I will then introduce stupid policies which punish you for following 20 years of supporting superannuation and chortle about your fate.
I also wish to thank you for making sure I do not put another dollar into superannuation. With support like yours, well, I know where my money is better spent.
Well said, Bernard! If you think you’ll need your capital to pay a debt to the tax office or to buy a house this year, then you should put it in a bank, either at call or in a term deposit. If you invest it in a mortgage trust, it is clearly a possibility that your capital will be frozen until the maturity of the mortgage.
I am with you Mr Keane. Excellent article!
I wrote to ABC Radio National Breakfast a couple of days after the guarantee suggesting that the media had dropped the word ‘bank’ from discussions to assist the clamour for ‘guarantee me’.
“Fran, the word BANK means that it doesn’t cover the deposit your grandmother made with you”.
If the spreading is successful it will come to that.
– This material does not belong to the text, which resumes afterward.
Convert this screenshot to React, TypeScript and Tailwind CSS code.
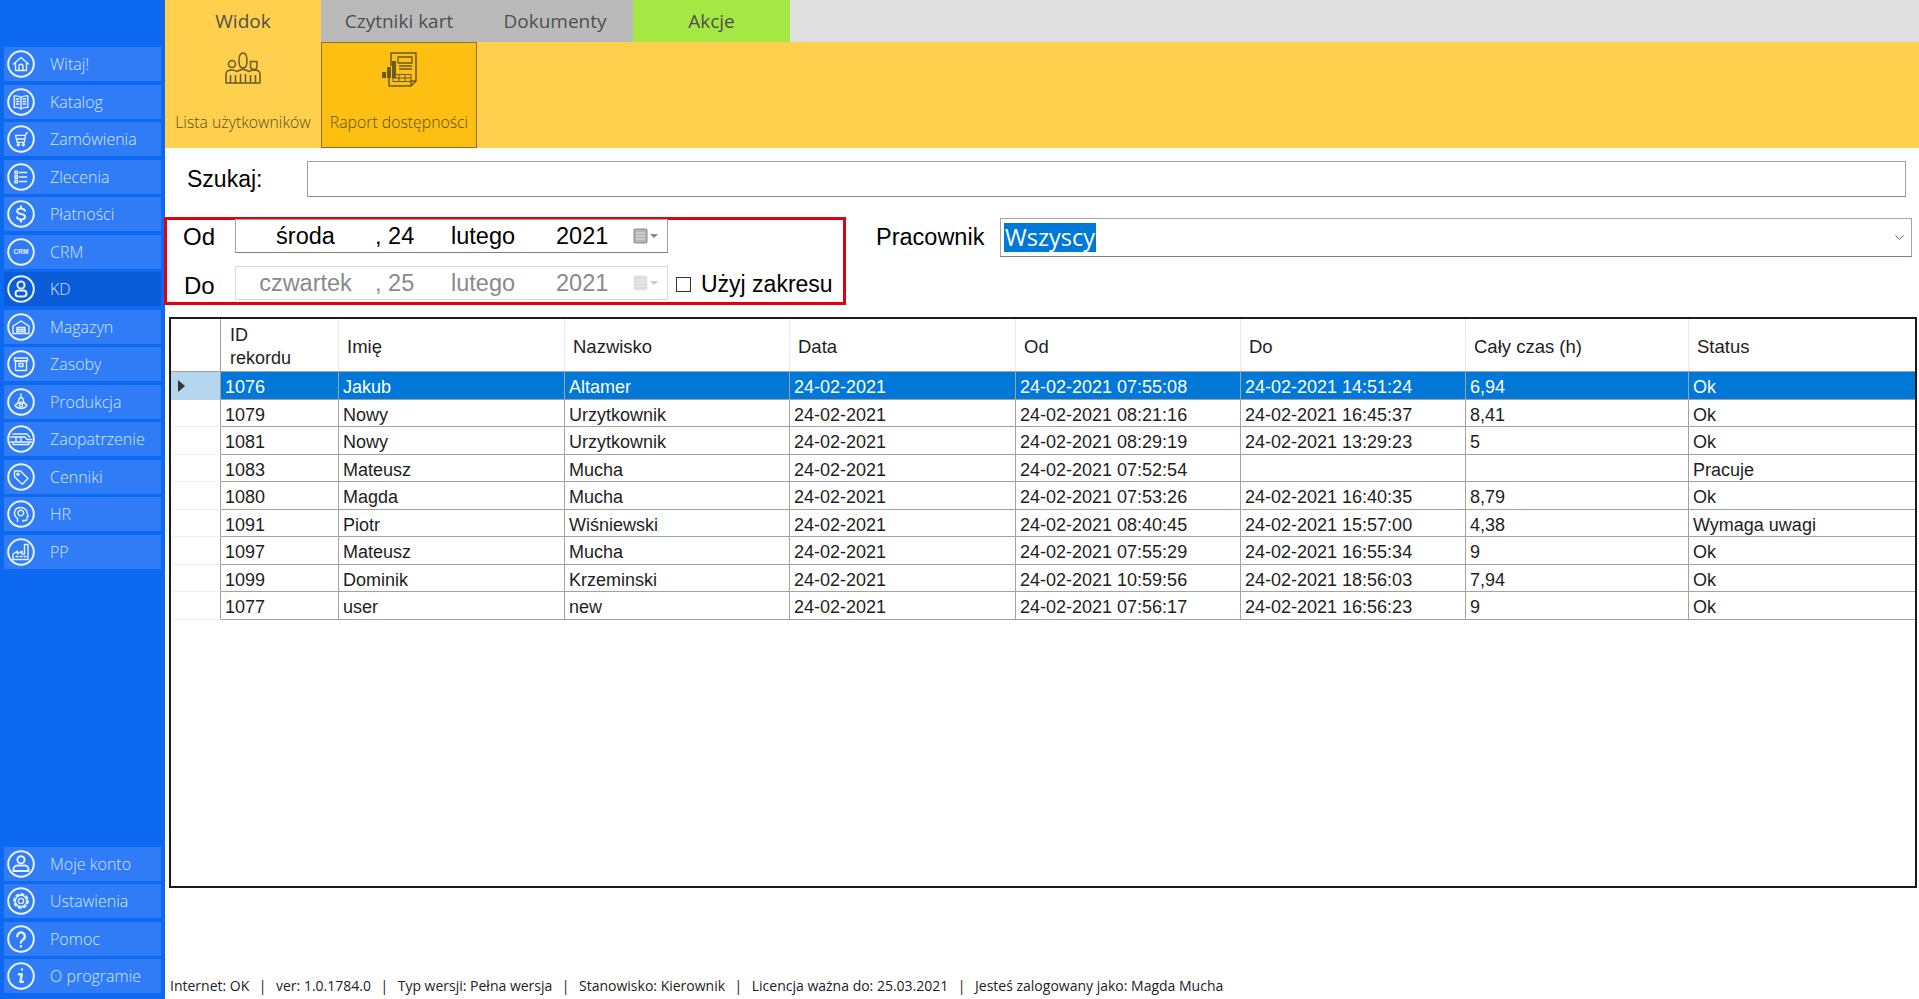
import { ChevronDown } from 'lucide-react';
import type { ReactNode } from 'react';

const Ring = ({ children }: { children: ReactNode }) => (
  <svg viewBox="0 0 28 28" className="w-[28px] h-[28px] shrink-0" fill="none" stroke="#e9f1ff" strokeWidth="1.4" strokeLinecap="round" strokeLinejoin="round">
    <circle cx="14" cy="14" r="12.8" strokeWidth="2" />
    {children}
  </svg>
);

const icons: Record<string, ReactNode> = {
  home: <path d="M6.5 14 14 7.5l7.5 6.5M8.5 12.5V20.5h11v-8M12 20.5v-4.2a2 2 0 0 1 4 0v4.2" />,
  book: <path d="M14 9.5C12 8 10 7.6 7.2 8v11.5c2.8-.4 4.8 0 6.8 1.5 2-1.5 4-1.9 6.8-1.5V8C18 7.6 16 8 14 9.5zM14 9.5V21M9.3 11h2.6M9.3 13.5h2.6M9.3 16h2.6M16.1 11h2.6M16.1 13.5h2.6M16.1 16h2.6" />,
  cart: <><path d="M20.5 8l-1.6.4-1.7 9H10.3l-1.8-7h9.5M10 14h7.8" /><circle cx="11.3" cy="19.8" r="1" /><circle cx="16.3" cy="19.8" r="1" /></>,
  list: <><path d="M12.5 9.5h7M12.5 14h7M12.5 18.5h7" strokeWidth="1.6" /><rect x="8" y="8.3" width="2.4" height="2.4" /><rect x="8" y="12.8" width="2.4" height="2.4" /><rect x="8" y="17.3" width="2.4" height="2.4" /></>,
  dollar: <path strokeWidth="2" d="M18 10.7c-.6-1.5-2.1-2.2-4-2.2-2.3 0-3.9 1.1-3.9 2.8s1.6 2.3 3.9 2.7 4 1.1 4 2.8-1.7 2.8-4 2.8c-1.9 0-3.4-.7-4-2.2M14 6.3v2.2M14 19.4v2.3" />,
  person: <><circle cx="14" cy="10" r="3.6" strokeWidth="2" /><rect x="8.5" y="15.5" width="11" height="6" rx="3" strokeWidth="2" /></>,
  warehouse: <path d="M6 20.5v-7.3L14 8l8 5.2v7.3zM10 20.5V14.5h8v6M10 16.5h8M10 18.5h8" />,
  box: <><rect x="7.5" y="8" width="13" height="3" rx=".6" /><rect x="8.5" y="11" width="11" height="9.5" rx=".6" /><rect x="12" y="13.5" width="4" height="3" /></>,
  hook: <><path d="M14 6v4M11 14.5l1.4-4.5h3.2l1.4 4.5z" /><path d="M8 17.5c1.8-2.4 3.8-3 6-3s4.2.6 6 3c-1.8 2.4-3.8 3-6 3s-4.2-.6-6-3z" /><circle cx="14" cy="17.5" r="1.6" /></>,
  truck: <><path d="M3.5 12h14.5l2 2.5h4.5M6 9h14l2.5 3M3.5 17h21M6 17v2.5h16V17" /><path d="M9 12v5M14 12v5" /></>,
  tag: <><path d="M7.5 8h6l7.5 7.5-5.7 5.7L7.5 13.7z" /><circle cx="11" cy="11.3" r="1.1" /></>,
  head: <><path d="M10.5 21.5v-3c-2.2-1.5-3.3-3.5-3-6 .4-3.2 3-5 6.3-5 3.6 0 6.4 2.5 6.4 6l1.3 2.7-1.5.5v2.3c0 1-.8 1.5-1.7 1.5H16v1" /><circle cx="13.8" cy="13" r="2.8" strokeDasharray="1.4 .8" strokeWidth="1.5" /></>,
  factory: <path d="M6 21.5v-5.5l4.5-2.8v2.8l4.5-2.8v2.8h2.5V6.5h3.5V21.5zM9 18.5h2M13 18.5h2M17 18.5h2" />,
  account: <><circle cx="14" cy="9.8" r="3.6" strokeWidth="2" /><path strokeWidth="2" d="M6.5 19.5c0-2.4 2-4 4-4h7c2 0 4 1.6 4 4v1.5h-15z" /></>,
  gear: <><circle cx="14" cy="14" r="2.6" /><circle cx="14" cy="14" r="5.7" /><circle cx="14" cy="14" r="7" strokeWidth="1.8" strokeDasharray="2.5 3" /></>,
  help: <path strokeWidth="2.4" d="M10.3 11.3a3.8 3.8 0 1 1 5.9 3.1c-1.5 1-2.3 1.6-2.3 3.1M13.9 21.3v.1" />,
  info: <path strokeWidth="2.4" d="M15 7.5v.1M11.8 12.3h3l-1.4 7.5h2.4" />,
};

const crm = (
  <text x="14" y="16.3" textAnchor="middle" fontSize="6.5" fontWeight="700" fontFamily="'Liberation Sans', sans-serif" fill="#e9f1ff" stroke="none">CRM</text>
);

const topItems = [
  { label: 'Witaj!', icon: icons.home },
  { label: 'Katalog', icon: icons.book },
  { label: 'Zamówienia', icon: icons.cart },
  { label: 'Zlecenia', icon: icons.list },
  { label: 'Płatności', icon: icons.dollar },
  { label: 'CRM', icon: crm },
  { label: 'KD', icon: icons.person, active: true },
  { label: 'Magazyn', icon: icons.warehouse },
  { label: 'Zasoby', icon: icons.box },
  { label: 'Produkcja', icon: icons.hook },
  { label: 'Zaopatrzenie', icon: icons.truck },
  { label: 'Cenniki', icon: icons.tag },
  { label: 'HR', icon: icons.head },
  { label: 'PP', icon: icons.factory },
];

const bottomItems = [
  { label: 'Moje konto', icon: icons.account },
  { label: 'Ustawienia', icon: icons.gear },
  { label: 'Pomoc', icon: icons.help },
  { label: 'O programie', icon: icons.info },
];

const rows = [
  ['1076', 'Jakub', 'Altamer', '24-02-2021', '24-02-2021 07:55:08', '24-02-2021 14:51:24', '6,94', 'Ok'],
  ['1079', 'Nowy', 'Urzytkownik', '24-02-2021', '24-02-2021 08:21:16', '24-02-2021 16:45:37', '8,41', 'Ok'],
  ['1081', 'Nowy', 'Urzytkownik', '24-02-2021', '24-02-2021 08:29:19', '24-02-2021 13:29:23', '5', 'Ok'],
  ['1083', 'Mateusz', 'Mucha', '24-02-2021', '24-02-2021 07:52:54', '', '', 'Pracuje'],
  ['1080', 'Magda', 'Mucha', '24-02-2021', '24-02-2021 07:53:26', '24-02-2021 16:40:35', '8,79', 'Ok'],
  ['1091', 'Piotr', 'Wiśniewski', '24-02-2021', '24-02-2021 08:40:45', '24-02-2021 15:57:00', '4,38', 'Wymaga uwagi'],
  ['1097', 'Mateusz', 'Mucha', '24-02-2021', '24-02-2021 07:55:29', '24-02-2021 16:55:34', '9', 'Ok'],
  ['1099', 'Dominik', 'Krzeminski', '24-02-2021', '24-02-2021 10:59:56', '24-02-2021 18:56:03', '7,94', 'Ok'],
  ['1077', 'user', 'new', '24-02-2021', '24-02-2021 07:56:17', '24-02-2021 16:56:23', '9', 'Ok'],
];

const headers = ['Imię', 'Nazwisko', 'Data', 'Od', 'Do', 'Cały czas (h)', 'Status'];

const statusParts = [
  'Internet: OK',
  'ver: 1.0.1784.0',
  'Typ wersji: Pełna wersja',
  'Stanowisko: Kierownik',
  'Licencja ważna do: 25.03.2021',
  'Jesteś zalogowany jako: Magda Mucha',
];

const SideItem = ({ label, icon, active }: { label: string; icon: ReactNode; active?: boolean }) => (
  <div className={`h-[34px] mx-[4px] flex items-center gap-[15px] pl-[3px] ${active ? 'bg-[#0a5cd9]' : 'bg-[#2f7cf6]'}`}>
    <Ring>{icon}</Ring>
    <span className="text-[16px] font-light text-[#d6e6ff] [font-family:Open_Sans,sans-serif]">{label}</span>
  </div>
);

const CalendarIcon = ({ muted }: { muted?: boolean }) => (
  <svg viewBox="0 0 27 16" className="w-[27px] h-[16px]">
    <rect x="1" y="1" width="13" height="14" rx="1" fill={muted ? '#dcdcdc' : '#b4b4b4'} stroke={muted ? '#e8e8e8' : '#8b8b8b'} />
    <path d="M3 5h9M3 8h9M3 11h9" stroke={muted ? '#f0f0f0' : '#e2e2e2'} />
    <path d="M17 6h8l-4 4z" fill={muted ? '#c8c8c8' : '#7e8894'} />
  </svg>
);

const DateBox = ({ weekday, day, muted }: { weekday: string; day: string; muted?: boolean }) => (
  <div className={`w-[433px] h-[34px] flex items-center border text-[23.5px] ${muted ? 'border-[#d9d9d9] text-[#8a8a8a]' : 'border-[#a5a5a5] border-b-[#808080] text-black'}`}>
    <span className="w-[139px] text-center">{weekday}</span>
    <span className="w-[76px]">{day}</span>
    <span className="w-[105px]">lutego</span>
    <span className="w-[77px]">2021</span>
    <CalendarIcon muted={muted} />
  </div>
);

const App = () => {
  return (
    <div className="w-[1919px] h-[999px] flex overflow-hidden bg-white [font-family:Liberation_Sans,Arial,sans-serif] text-black">
      <aside className="w-[165px] shrink-0 bg-[#0d68f2] flex flex-col justify-between pt-[47px] pb-[6px]">
        <div className="flex flex-col gap-[3.5px]">
          {topItems.map((item) => (
            <SideItem key={item.label} {...item} />
          ))}
        </div>
        <div className="flex flex-col gap-[3.5px]">
          {bottomItems.map((item) => (
            <SideItem key={item.label} {...item} />
          ))}
        </div>
      </aside>

      <main className="flex-1 min-w-0 flex flex-col">
        <div className="h-[42px] shrink-0 flex bg-[#e0e0e0] text-[19px] text-[#4f4f4f] [font-family:Open_Sans,sans-serif]">
          <div className="w-[156px] bg-[#ffd04d] flex items-center justify-center">Widok</div>
          <div className="w-[156px] bg-[#bababa] flex items-center justify-center">Czytniki kart</div>
          <div className="w-[156px] bg-[#bababa] flex items-center justify-center">Dokumenty</div>
          <div className="w-[157px] bg-[#a5e845] flex items-center justify-center">Akcje</div>
        </div>

        <div className="h-[106px] shrink-0 flex bg-[#ffd04d] text-[15.8px] font-light text-[#5f4e1c] [font-family:Open_Sans,sans-serif]">
          <div className="w-[156px] flex flex-col items-center pt-[10px]">
            <svg viewBox="0 0 36 32" className="w-[36px] h-[32px]" fill="none" stroke="#6b5a25" strokeWidth="1.5" strokeLinejoin="round">
              <path d="M14 9c0-5 1.5-8 4-8s4 3 4 8-1.8 7-4 7-4-2-4-7z" />
              <circle cx="7" cy="12" r="3.5" />
              <path d="M25.5 9.5h6.5v5c0 1.8-1.4 3-3.2 3s-3.3-1.2-3.3-3z" />
              <path d="M1 31v-9c0-2.5 2.5-4 6-4 2 0 3.5.5 4.5 1.5L18 17l6.5 2.5c1-1 2.5-1.5 4.5-1.5 3.5 0 6 1.5 6 4v9z" />
              <path d="M5.5 23v8M10.5 23v8M15.5 22v9M20.5 22v9M25.5 23v8M30.5 23v8" />
            </svg>
            <span className="mt-[27px]">Lista użytkowników</span>
          </div>
          <div className="w-[156px] border border-[#8a7432] bg-[#fdbf12] flex flex-col items-center pt-[9px]">
            <svg viewBox="0 0 38 35" className="w-[38px] h-[35px]" fill="none" stroke="#6b5a25" strokeWidth="1.5" strokeLinejoin="round">
              <path d="M11 14V1h25v28l-5 5H9V20" />
              <path d="M31 34v-5h5" />
              <path d="M18 5h14v6H18zM19 14h13M19 17h13" strokeWidth="1.3" />
              <path d="M2 20h4v6H2zM7 15h4v11H7zM12 9h4v17h-4z" fill="#6b5a25" stroke="none" />
              <path d="M13 22.5h18v7H13zM13 26h18M19 22.5v7M25 22.5v7" strokeWidth="1" />
            </svg>
            <span className="mt-[24px]">Raport dostępności</span>
          </div>
        </div>

        <div className="h-[69px] shrink-0 flex items-start pt-[13px] pl-[22px] pr-[13px] text-[23px]">
          <span className="w-[120px] leading-[36px]">Szukaj:</span>
          <div className="flex-1 h-[36px] border border-[#a0a0a0] border-b-[#8a8a8a]" />
        </div>

        <div className="h-[100px] shrink-0 flex items-start text-[23.5px] leading-[28px]">
          <div className="relative -ml-px w-[682px] h-[88px] border-[3px] border-[#e2000f]">
            <div className="flex flex-col gap-[13px] -mt-px">
              <div className="flex h-[34px]">
                <span className="w-[68px] pt-[4px] pl-[16px] text-[24px]">Od</span>
                <DateBox weekday="środa" day=", 24" />
              </div>
              <div className="flex h-[34px]">
                <span className="w-[68px] pt-[6px] pl-[17px] text-[24px]">Do</span>
                <DateBox weekday="czwartek" day=", 25" muted />
                <div className="flex items-center ml-[8px] pt-[2px] text-[23px] whitespace-nowrap">
                  <span className="w-[15px] h-[15px] border border-[#333] mr-[10px]" />
                  Użyj zakresu
                </div>
              </div>
            </div>
          </div>
          <span className="ml-[30px] pt-[6px] w-[124px] text-[23.5px] whitespace-nowrap">Pracownik</span>
          <div className="w-[912px] h-[39px] mt-[1px] pl-[3px] pr-[4px] flex items-center justify-between border border-[#a5a5a5] border-b-[#808080]">
            <span className="bg-[#0078d7] text-white h-[29px] px-[1px] text-[23.5px] leading-[28px] [font-family:Open_Sans,sans-serif]">Wszyscy</span>
            <ChevronDown className="w-[15px] h-[15px] text-[#555]" strokeWidth={1.5} />
          </div>
        </div>

        <div className="ml-[4px] mr-[2px] h-[571px] shrink-0 border-2 border-[#1c1c1c] text-[18px] leading-[22px] text-[#1e1e1e]">
          <div className="grid grid-cols-[50px_118px_226px_225px_226px_225px_225px_223px_226px] h-[53px] border-b border-[#a0a0a0] text-[18.5px]">
            <div className="border-r border-[#9c9c9c]" />
            <div className="flex items-center pl-[9px] pt-[3px] text-[18px] leading-[23px] border-r border-[#ececec]">
              <div>
                ID
                <br />
                rekordu
              </div>
            </div>
            {headers.map((h, i) => (
              <div key={h} className={`flex items-center pl-[8px] pt-[3px] ${i < 6 ? 'border-r border-[#ececec]' : ''}`}>
                {h}
              </div>
            ))}
          </div>
          {rows.map((row, r) => (
            <div key={row[0]} className="grid grid-cols-[50px_118px_226px_225px_226px_225px_225px_223px_226px] h-[27.5px]">
              <div className={`flex items-center pl-[7px] border-r border-[#9c9c9c] ${r === 0 ? 'bg-[#b6d6f0]' : 'border-b border-b-[#eeeeee]'}`}>
                {r === 0 && (
                  <svg viewBox="0 0 7 12" className="w-[7px] h-[12px]">
                    <path d="M0 0l7 6-7 6z" fill="#333" />
                  </svg>
                )}
              </div>
              {row.map((cell, c) => (
                <div
                  key={c}
                  className={`flex items-center pl-[4px] pt-[4px] border-b border-b-[#a3a3a3] ${c < 7 ? 'border-r border-r-[#a3a3a3]' : ''} ${r === 0 ? 'bg-[#0078d7] text-white' : ''}`}
                >
                  {cell}
                </div>
              ))}
            </div>
          ))}
        </div>

        <div className="mt-auto h-[23px] pl-[5px] flex items-start text-[14px] leading-[20px] text-[#222] [font-family:Open_Sans,sans-serif]">
          {statusParts.map((part, i) => (
            <span key={part} className="flex whitespace-nowrap">
              {part}
              {i < statusParts.length - 1 && <span className="mx-[9.5px]">|</span>}
            </span>
          ))}
        </div>
      </main>
    </div>
  );
};

export default App;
The government has to stand up and stop the rot aimed at a good idea.
Bernard, I have no problem with your argument on mortgage trusts; however, I certainly have a problem with lumping mortgage trusts and cash management trusts together. The latter are virtual interest-bearing bank accounts and have been for more than 25 years. The better CMTs invest only in short-term bank paper with exceptional credit ratings and enjoying the government guarantee on ADIs. There is little difference between a retail CMT account and an interest-bearing bank account. Yet the latter is government guaranteed and the former is not. I do not know the investment strategy of all CMTs but those run by banks should enjoy the government guarantee.